Officials are speculating that, were it not for the bannered rope barriers placed around the park, paramedics might have been able to reach Eastman in time.

“It was awful. Like Spock’s death in Star Trek II: The Wrath of Kahn when Kirk just couldn’t get to Spock because of the security door, only it was with this rope barrier with little flags on it,” said Samantha Brown, a recent UNH graduate who had come to see Lake Street Dive.

Brown, an admitted acapella lover and presumed lover of other bad things, spread her blanket at approximately 3:30pm to claim premium space during the Lake Street Dive concert, was the first person to notice something was wrong with Eastman.

“She was upset that people got up to dance,” said Brown. “We were practically sharing a blanket and her kids kept stepping off of her blanket and onto mine, which was annoying the shit out of me, and when people started to move to the front to dance, she started screaming ‘Sit down, sit down, I have a blanket’, even though her kids had been dancing the whole time, by the way. At that point, I saw her grab her chest and it was real clear she was in pain.”

Brown and friends quickly attended to her, and once they realized she wasn’t overreacting, called 911.

“It was just so crazy” said bystander Lorenzo Pappas. “We helped walk her to the gates. She was still pretty lucid then. The paths were clearly marked and all so that wasn’t a problem. But there were still lines to get into the festival at the gates, and we were stuck behind the pendant rope thingies that block people from getting into and out of the festival. Paramedics were right there on the other side too, but they couldn’t get in. Those ropes.
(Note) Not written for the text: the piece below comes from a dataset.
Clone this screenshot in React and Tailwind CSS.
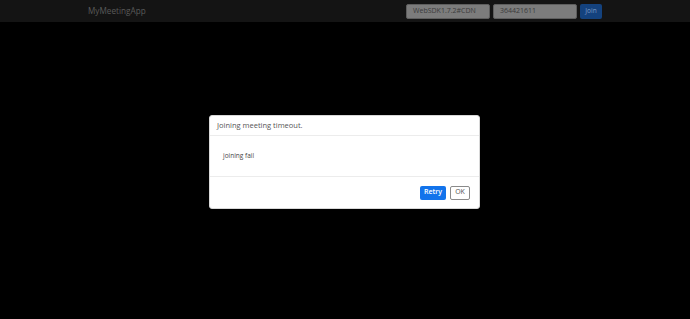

Those fucking ropes.”

“Look, when you’ve been an EMT as long as I have, you learn a few things,” said responding grizzled EMT Bonzo Farthington. “The first is that EpiPens give you a hell of a high. The second is that flimsy rope barriers with little colorful banners kill more people every year than probably war and lack of access to affordable healthcare. If Bonzo Farthington ran this town and not John ‘Murder Machine Bohenko’ Bohenko, that lady might still be alive today, but politics, man.”

“We tried everything. Everything,” added attractive and capable yet naive rookie EMT Tiffany Poponopoulous. “We just couldn’t get around that rope. She died in agony. We just had to watch her pass right before our eyes. I was able to get my hand under the rope and I held her hand as she went. I think that will probably prove to be a really vivid memory for me and prevent me from forming close relationships until some street musician is able to break down my walls with the power of music.”

Prescott Park Arts Festival staff member, Kaitlin Anne, was working at the time of the incident. “We tried to get her out, but those flags are impenetrable. You would think you could go over or under or just tear out the supports but you rapidly realize that the barrier won’t let you. The rope barrier is more a prison in your mind than anything else. We’re all sort of prisoners of one set of flagged rope barriers or another when you think about it. Anyway, once that flag barrier decides you’re going to die, you’re going to die. We are so sorry this has created such a tragedy in our community. We will do better in 2018.”

When asked if there are measures to take in the remaining 2017 season, Anne just shrugged her shoulders and walked away to the Prop, a food concession building that might be owned by the festival or might be owned by the city. No one knows.

Ben Anderson could not be reached for comment.